DATA PROVIDED -
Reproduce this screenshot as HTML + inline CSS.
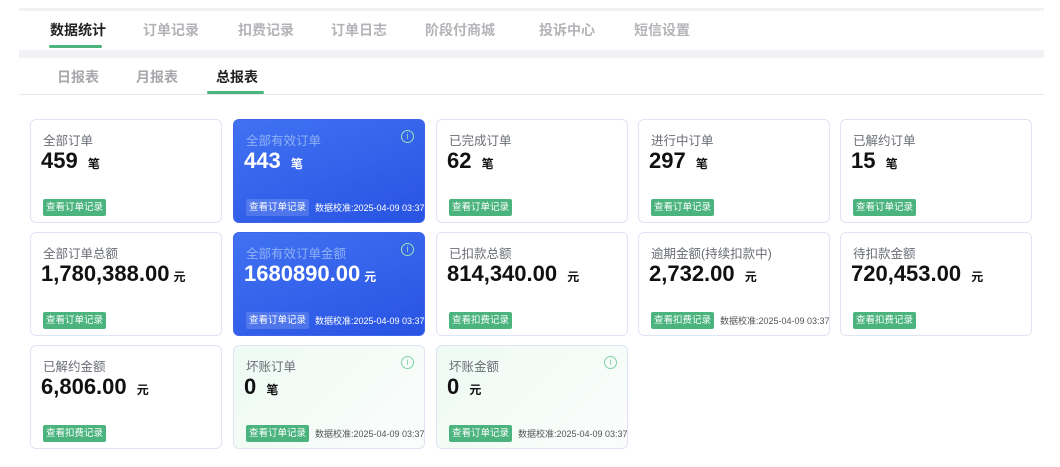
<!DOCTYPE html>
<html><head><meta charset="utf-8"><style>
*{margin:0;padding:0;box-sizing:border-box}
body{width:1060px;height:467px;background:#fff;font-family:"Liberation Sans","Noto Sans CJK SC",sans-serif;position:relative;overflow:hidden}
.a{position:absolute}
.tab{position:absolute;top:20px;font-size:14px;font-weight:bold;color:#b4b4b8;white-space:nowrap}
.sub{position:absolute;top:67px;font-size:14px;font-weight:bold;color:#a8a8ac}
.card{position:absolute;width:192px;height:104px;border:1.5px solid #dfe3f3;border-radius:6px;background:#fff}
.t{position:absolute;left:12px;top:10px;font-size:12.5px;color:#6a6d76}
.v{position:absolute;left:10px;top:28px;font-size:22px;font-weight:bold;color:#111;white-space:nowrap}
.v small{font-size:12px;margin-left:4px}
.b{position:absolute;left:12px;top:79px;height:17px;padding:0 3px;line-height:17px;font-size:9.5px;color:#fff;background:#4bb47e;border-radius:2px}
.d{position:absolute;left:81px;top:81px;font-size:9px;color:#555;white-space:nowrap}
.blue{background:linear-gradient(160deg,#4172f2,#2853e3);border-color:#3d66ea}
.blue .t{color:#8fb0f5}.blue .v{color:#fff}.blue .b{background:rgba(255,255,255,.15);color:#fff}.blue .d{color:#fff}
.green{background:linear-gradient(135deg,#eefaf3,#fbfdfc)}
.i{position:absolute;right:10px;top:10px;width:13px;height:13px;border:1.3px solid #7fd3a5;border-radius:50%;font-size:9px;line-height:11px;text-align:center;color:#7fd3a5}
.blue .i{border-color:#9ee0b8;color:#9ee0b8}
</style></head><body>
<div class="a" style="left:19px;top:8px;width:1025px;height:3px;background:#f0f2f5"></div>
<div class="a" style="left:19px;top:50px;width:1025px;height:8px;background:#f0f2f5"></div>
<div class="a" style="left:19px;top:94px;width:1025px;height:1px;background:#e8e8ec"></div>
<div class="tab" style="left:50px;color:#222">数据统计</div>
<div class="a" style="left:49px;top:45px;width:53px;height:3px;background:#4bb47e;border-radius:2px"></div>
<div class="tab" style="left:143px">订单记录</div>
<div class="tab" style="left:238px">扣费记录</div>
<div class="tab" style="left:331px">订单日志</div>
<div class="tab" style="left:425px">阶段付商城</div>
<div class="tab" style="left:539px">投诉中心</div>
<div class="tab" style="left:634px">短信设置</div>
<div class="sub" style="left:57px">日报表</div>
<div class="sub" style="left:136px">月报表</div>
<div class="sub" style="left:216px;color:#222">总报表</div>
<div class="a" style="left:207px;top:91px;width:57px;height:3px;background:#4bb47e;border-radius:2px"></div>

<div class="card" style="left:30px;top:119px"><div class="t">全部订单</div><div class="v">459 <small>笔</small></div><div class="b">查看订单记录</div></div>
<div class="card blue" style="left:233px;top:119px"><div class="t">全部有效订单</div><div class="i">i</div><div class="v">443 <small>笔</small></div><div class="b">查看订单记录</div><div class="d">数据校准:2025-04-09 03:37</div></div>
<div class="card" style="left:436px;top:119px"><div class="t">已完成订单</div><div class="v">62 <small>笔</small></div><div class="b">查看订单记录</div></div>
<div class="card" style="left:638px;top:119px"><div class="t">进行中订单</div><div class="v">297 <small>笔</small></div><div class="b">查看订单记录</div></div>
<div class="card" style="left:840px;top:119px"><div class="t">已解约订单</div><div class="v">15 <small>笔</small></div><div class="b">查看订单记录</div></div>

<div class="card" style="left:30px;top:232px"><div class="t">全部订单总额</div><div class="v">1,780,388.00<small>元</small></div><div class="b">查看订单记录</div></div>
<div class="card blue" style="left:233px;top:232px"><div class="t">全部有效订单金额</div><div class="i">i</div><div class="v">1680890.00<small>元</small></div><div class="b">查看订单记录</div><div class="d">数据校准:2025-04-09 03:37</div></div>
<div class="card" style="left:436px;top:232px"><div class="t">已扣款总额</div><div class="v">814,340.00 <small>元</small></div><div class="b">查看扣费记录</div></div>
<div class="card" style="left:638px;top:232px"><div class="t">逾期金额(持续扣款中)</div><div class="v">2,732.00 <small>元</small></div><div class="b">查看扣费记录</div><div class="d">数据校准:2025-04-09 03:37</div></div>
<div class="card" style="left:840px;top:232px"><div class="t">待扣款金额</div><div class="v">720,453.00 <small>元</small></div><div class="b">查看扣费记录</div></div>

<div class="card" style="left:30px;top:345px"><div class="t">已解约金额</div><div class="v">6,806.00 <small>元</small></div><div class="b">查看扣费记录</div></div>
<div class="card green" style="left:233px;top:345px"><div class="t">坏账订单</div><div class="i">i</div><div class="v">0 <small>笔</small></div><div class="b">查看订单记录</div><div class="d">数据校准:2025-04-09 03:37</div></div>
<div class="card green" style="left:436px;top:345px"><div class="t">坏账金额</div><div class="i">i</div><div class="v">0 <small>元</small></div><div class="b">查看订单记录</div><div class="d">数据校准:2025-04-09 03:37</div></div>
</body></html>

TASK STATEMENT - Retype the whole listing exactly and leave the pictures out.

SOLUTION BELOW -
Reproduce this screenshot as HTML + inline CSS.
<!DOCTYPE html>
<html><head><meta charset="utf-8"><style>
*{margin:0;padding:0;box-sizing:border-box}
body{width:1060px;height:467px;background:#fff;font-family:"Liberation Sans","Noto Sans CJK SC",sans-serif;position:relative;overflow:hidden}
.a{position:absolute}
.tab{position:absolute;top:20px;font-size:14px;font-weight:bold;color:#b4b4b8;white-space:nowrap}
.sub{position:absolute;top:67px;font-size:14px;font-weight:bold;color:#a8a8ac}
.card{position:absolute;width:192px;height:104px;border:1.5px solid #dfe3f3;border-radius:6px;background:#fff}
.t{position:absolute;left:12px;top:10px;font-size:12.5px;color:#6a6d76}
.v{position:absolute;left:10px;top:28px;font-size:22px;font-weight:bold;color:#111;white-space:nowrap}
.v small{font-size:12px;margin-left:4px}
.b{position:absolute;left:12px;top:79px;height:17px;padding:0 3px;line-height:17px;font-size:9.5px;color:#fff;background:#4bb47e;border-radius:2px}
.d{position:absolute;left:81px;top:81px;font-size:9px;color:#555;white-space:nowrap}
.blue{background:linear-gradient(160deg,#4172f2,#2853e3);border-color:#3d66ea}
.blue .t{color:#8fb0f5}.blue .v{color:#fff}.blue .b{background:rgba(255,255,255,.15);color:#fff}.blue .d{color:#fff}
.green{background:linear-gradient(135deg,#eefaf3,#fbfdfc)}
.i{position:absolute;right:10px;top:10px;width:13px;height:13px;border:1.3px solid #7fd3a5;border-radius:50%;font-size:9px;line-height:11px;text-align:center;color:#7fd3a5}
.blue .i{border-color:#9ee0b8;color:#9ee0b8}
</style></head><body>
<div class="a" style="left:19px;top:8px;width:1025px;height:3px;background:#f0f2f5"></div>
<div class="a" style="left:19px;top:50px;width:1025px;height:8px;background:#f0f2f5"></div>
<div class="a" style="left:19px;top:94px;width:1025px;height:1px;background:#e8e8ec"></div>
<div class="tab" style="left:50px;color:#222">数据统计</div>
<div class="a" style="left:49px;top:45px;width:53px;height:3px;background:#4bb47e;border-radius:2px"></div>
<div class="tab" style="left:143px">订单记录</div>
<div class="tab" style="left:238px">扣费记录</div>
<div class="tab" style="left:331px">订单日志</div>
<div class="tab" style="left:425px">阶段付商城</div>
<div class="tab" style="left:539px">投诉中心</div>
<div class="tab" style="left:634px">短信设置</div>
<div class="sub" style="left:57px">日报表</div>
<div class="sub" style="left:136px">月报表</div>
<div class="sub" style="left:216px;color:#222">总报表</div>
<div class="a" style="left:207px;top:91px;width:57px;height:3px;background:#4bb47e;border-radius:2px"></div>

<div class="card" style="left:30px;top:119px"><div class="t">全部订单</div><div class="v">459 <small>笔</small></div><div class="b">查看订单记录</div></div>
<div class="card blue" style="left:233px;top:119px"><div class="t">全部有效订单</div><div class="i">i</div><div class="v">443 <small>笔</small></div><div class="b">查看订单记录</div><div class="d">数据校准:2025-04-09 03:37</div></div>
<div class="card" style="left:436px;top:119px"><div class="t">已完成订单</div><div class="v">62 <small>笔</small></div><div class="b">查看订单记录</div></div>
<div class="card" style="left:638px;top:119px"><div class="t">进行中订单</div><div class="v">297 <small>笔</small></div><div class="b">查看订单记录</div></div>
<div class="card" style="left:840px;top:119px"><div class="t">已解约订单</div><div class="v">15 <small>笔</small></div><div class="b">查看订单记录</div></div>

<div class="card" style="left:30px;top:232px"><div class="t">全部订单总额</div><div class="v">1,780,388.00<small>元</small></div><div class="b">查看订单记录</div></div>
<div class="card blue" style="left:233px;top:232px"><div class="t">全部有效订单金额</div><div class="i">i</div><div class="v">1680890.00<small>元</small></div><div class="b">查看订单记录</div><div class="d">数据校准:2025-04-09 03:37</div></div>
<div class="card" style="left:436px;top:232px"><div class="t">已扣款总额</div><div class="v">814,340.00 <small>元</small></div><div class="b">查看扣费记录</div></div>
<div class="card" style="left:638px;top:232px"><div class="t">逾期金额(持续扣款中)</div><div class="v">2,732.00 <small>元</small></div><div class="b">查看扣费记录</div><div class="d">数据校准:2025-04-09 03:37</div></div>
<div class="card" style="left:840px;top:232px"><div class="t">待扣款金额</div><div class="v">720,453.00 <small>元</small></div><div class="b">查看扣费记录</div></div>

<div class="card" style="left:30px;top:345px"><div class="t">已解约金额</div><div class="v">6,806.00 <small>元</small></div><div class="b">查看扣费记录</div></div>
<div class="card green" style="left:233px;top:345px"><div class="t">坏账订单</div><div class="i">i</div><div class="v">0 <small>笔</small></div><div class="b">查看订单记录</div><div class="d">数据校准:2025-04-09 03:37</div></div>
<div class="card green" style="left:436px;top:345px"><div class="t">坏账金额</div><div class="i">i</div><div class="v">0 <small>元</small></div><div class="b">查看订单记录</div><div class="d">数据校准:2025-04-09 03:37</div></div>
</body></html>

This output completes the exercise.